Sabah erken saatlerde cep telefonum çalar. Şehir numarasından bir arama. Kim acaba diye düşünerek açtım.
-Buyurun?
-Merhaba, ben emniyet müdürlüğü çocuk asayiş bürodan arıyorum. Didem ........ ile görüşecektim.
-???!!!
Sizi birisi arasa ve çocuğunuzun adını verse ne düşünürdünüz?Kalbim hızla atarken iki şey düşündüm ilki yavrumun başına birşey geldi ama ne gelmiş olabilir?Çocuk asayiş ne alaka?Kimliğini hırsızlık yapılan bir yerde mi buldular acaba?Okulda olan bir çocuk=asayiş büro?Allahım sen büyüksün lütfen çocuğuma bir şey olmasın!İkinci olasılık emniyet numaralarından arayan dolandırıcılar ama telsiz sesi gelmiyor! Derin bir nefes alıp cesaretimi topladım biraz da sert bir ses tonuyla devam ettim:
-Neden arıyorsunuz bakalım Didem'i?
Karşımaki ses biraz telaşlı biraz şaşkın cevap verdi.

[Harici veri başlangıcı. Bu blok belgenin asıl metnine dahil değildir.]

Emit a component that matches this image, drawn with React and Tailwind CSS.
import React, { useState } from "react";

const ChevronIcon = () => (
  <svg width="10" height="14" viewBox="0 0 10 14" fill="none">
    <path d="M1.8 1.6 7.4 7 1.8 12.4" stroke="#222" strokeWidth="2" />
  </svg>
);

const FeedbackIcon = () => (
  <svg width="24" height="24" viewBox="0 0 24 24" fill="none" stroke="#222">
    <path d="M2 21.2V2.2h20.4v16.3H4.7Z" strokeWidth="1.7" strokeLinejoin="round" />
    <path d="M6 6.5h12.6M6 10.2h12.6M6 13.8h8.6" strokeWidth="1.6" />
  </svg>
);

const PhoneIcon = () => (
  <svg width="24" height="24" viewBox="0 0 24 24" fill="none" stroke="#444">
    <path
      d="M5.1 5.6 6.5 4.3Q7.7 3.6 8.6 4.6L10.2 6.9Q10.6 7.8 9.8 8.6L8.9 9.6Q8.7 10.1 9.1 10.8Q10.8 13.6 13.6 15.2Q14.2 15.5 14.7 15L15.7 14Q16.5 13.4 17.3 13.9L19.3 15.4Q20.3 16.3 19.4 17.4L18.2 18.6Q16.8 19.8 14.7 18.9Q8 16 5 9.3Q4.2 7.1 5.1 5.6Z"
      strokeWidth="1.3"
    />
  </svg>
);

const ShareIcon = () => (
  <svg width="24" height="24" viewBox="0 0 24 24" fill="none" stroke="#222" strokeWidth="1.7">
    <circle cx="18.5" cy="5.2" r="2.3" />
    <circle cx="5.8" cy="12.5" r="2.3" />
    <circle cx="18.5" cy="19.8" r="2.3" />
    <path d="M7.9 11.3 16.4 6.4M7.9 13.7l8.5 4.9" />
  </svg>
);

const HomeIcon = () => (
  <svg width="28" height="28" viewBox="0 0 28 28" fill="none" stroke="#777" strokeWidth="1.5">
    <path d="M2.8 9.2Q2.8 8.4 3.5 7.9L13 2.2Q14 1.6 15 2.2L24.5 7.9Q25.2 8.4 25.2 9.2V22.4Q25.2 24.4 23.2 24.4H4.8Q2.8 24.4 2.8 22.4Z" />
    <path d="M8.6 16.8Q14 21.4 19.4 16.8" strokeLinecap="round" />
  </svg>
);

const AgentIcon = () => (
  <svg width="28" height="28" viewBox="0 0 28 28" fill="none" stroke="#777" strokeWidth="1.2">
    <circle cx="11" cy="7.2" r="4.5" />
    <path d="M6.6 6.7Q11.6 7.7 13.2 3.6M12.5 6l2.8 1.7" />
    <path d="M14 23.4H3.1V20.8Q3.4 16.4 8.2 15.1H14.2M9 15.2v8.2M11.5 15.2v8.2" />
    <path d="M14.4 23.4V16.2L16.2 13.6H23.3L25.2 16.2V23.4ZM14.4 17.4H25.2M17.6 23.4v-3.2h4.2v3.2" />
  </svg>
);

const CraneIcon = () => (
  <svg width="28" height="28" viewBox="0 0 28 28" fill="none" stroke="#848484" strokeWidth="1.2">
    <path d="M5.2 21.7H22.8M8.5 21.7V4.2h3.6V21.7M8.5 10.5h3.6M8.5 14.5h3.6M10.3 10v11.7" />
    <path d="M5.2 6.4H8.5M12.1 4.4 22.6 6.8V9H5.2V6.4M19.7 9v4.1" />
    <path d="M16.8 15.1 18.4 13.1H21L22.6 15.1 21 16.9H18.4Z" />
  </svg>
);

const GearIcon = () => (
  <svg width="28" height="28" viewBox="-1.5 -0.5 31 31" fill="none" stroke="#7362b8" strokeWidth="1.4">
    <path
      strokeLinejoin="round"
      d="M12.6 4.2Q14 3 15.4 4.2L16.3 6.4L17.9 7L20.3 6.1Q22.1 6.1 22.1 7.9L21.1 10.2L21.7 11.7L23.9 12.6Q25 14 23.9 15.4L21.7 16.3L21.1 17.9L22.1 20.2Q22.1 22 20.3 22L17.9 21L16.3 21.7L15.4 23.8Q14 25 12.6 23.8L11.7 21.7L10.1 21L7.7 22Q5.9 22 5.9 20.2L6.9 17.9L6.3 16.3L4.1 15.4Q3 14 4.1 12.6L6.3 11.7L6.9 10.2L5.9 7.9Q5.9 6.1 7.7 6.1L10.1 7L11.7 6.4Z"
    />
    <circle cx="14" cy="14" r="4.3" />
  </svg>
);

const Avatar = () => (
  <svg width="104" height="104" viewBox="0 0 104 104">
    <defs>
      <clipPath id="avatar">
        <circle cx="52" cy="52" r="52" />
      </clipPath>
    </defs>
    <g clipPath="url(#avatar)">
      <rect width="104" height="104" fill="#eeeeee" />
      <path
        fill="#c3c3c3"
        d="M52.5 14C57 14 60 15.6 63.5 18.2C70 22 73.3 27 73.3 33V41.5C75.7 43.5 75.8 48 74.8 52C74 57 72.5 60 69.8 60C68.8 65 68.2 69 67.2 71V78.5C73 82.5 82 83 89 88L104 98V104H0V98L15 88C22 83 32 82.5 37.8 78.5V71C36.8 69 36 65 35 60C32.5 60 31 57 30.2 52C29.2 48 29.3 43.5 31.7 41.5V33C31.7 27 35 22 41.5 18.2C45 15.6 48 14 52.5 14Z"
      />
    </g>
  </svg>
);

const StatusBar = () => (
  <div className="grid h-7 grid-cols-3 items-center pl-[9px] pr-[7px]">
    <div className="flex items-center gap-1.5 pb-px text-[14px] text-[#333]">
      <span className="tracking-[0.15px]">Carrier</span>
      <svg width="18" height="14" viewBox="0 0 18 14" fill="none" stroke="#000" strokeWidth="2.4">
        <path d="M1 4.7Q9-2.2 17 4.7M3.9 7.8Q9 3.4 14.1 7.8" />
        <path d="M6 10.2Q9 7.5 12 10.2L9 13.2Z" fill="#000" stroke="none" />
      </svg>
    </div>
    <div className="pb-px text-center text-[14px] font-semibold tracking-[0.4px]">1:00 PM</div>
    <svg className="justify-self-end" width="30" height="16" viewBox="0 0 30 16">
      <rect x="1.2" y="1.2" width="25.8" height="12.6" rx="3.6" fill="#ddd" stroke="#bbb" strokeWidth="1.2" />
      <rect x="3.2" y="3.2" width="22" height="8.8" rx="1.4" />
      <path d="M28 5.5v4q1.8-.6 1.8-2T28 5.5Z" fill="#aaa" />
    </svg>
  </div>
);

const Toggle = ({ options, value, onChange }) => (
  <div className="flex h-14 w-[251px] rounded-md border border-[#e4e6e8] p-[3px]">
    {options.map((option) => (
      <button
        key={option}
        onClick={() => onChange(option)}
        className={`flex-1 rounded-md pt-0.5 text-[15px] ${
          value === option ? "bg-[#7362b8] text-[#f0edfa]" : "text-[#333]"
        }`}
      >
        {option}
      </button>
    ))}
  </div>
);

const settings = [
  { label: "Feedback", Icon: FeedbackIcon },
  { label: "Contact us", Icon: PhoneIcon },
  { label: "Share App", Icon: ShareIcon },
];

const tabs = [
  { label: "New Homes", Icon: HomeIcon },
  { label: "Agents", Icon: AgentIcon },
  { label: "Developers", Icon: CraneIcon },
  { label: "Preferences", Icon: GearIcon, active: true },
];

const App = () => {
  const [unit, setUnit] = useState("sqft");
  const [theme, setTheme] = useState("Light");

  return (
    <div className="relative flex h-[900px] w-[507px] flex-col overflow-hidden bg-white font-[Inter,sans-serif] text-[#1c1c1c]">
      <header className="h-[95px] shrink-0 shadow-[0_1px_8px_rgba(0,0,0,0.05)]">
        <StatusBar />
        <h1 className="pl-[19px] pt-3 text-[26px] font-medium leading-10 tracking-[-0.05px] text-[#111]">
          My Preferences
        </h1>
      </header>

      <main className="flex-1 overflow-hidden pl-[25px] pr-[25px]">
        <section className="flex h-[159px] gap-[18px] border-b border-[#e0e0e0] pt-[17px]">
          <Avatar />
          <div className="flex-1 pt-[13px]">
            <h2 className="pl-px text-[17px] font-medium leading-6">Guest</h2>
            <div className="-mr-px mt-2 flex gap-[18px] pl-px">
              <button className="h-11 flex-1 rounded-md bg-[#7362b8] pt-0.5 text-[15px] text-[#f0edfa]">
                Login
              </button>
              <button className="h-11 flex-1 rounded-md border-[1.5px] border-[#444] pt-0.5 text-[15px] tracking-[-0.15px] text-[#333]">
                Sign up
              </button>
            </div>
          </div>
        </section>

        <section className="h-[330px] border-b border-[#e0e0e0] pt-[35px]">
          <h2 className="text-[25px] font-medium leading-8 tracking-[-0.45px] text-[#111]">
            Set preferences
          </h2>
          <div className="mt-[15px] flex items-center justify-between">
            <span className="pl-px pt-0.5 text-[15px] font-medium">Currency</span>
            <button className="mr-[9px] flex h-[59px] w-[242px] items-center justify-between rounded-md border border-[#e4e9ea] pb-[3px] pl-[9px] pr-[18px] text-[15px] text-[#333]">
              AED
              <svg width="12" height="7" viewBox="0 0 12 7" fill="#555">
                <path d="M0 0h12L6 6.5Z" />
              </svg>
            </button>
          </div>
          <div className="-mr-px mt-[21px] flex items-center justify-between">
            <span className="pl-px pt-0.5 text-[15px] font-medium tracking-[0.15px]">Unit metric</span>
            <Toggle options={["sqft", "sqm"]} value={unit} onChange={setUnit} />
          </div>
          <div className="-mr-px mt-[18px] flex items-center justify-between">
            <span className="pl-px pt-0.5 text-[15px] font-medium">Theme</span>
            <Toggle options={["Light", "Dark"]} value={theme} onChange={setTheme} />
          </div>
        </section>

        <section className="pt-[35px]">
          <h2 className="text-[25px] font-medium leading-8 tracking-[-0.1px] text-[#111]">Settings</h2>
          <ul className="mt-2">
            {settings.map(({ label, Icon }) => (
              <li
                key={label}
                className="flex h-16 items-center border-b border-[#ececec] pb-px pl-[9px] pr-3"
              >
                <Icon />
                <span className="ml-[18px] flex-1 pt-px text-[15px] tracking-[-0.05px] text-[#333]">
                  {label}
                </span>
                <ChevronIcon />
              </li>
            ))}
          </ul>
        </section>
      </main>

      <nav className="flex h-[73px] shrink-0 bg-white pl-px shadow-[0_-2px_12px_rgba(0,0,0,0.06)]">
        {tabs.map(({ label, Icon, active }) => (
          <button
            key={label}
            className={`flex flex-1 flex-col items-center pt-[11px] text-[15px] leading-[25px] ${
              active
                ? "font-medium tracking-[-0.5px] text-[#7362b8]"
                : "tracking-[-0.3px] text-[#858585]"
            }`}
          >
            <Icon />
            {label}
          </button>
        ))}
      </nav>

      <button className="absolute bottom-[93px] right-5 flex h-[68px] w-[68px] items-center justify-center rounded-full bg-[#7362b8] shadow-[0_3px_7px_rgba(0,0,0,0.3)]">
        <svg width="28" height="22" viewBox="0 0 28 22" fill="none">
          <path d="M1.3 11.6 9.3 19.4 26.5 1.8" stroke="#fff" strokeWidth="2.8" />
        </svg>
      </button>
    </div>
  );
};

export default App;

-Polis amca satranç turnuvasında Didem bayanlarda birincilik kupası almayı haketmişte onun için aramıştım yarın sabah tören olacak davet etmek için aramıştım.
:))))))
-Kusura bakmayın ben sizi polis numarasıyla arayan dolandırıcılardan sanmıştımda, ben annesiyim buyrun sizi dinliyorum:)))))
-Hanım efendi bizim kontürle veya başka bir şey istemek gibi şeylerle işimiz olmaz.
-:))))) Ne zaman tören?Okul müdürümüzü aradınız mı acaba?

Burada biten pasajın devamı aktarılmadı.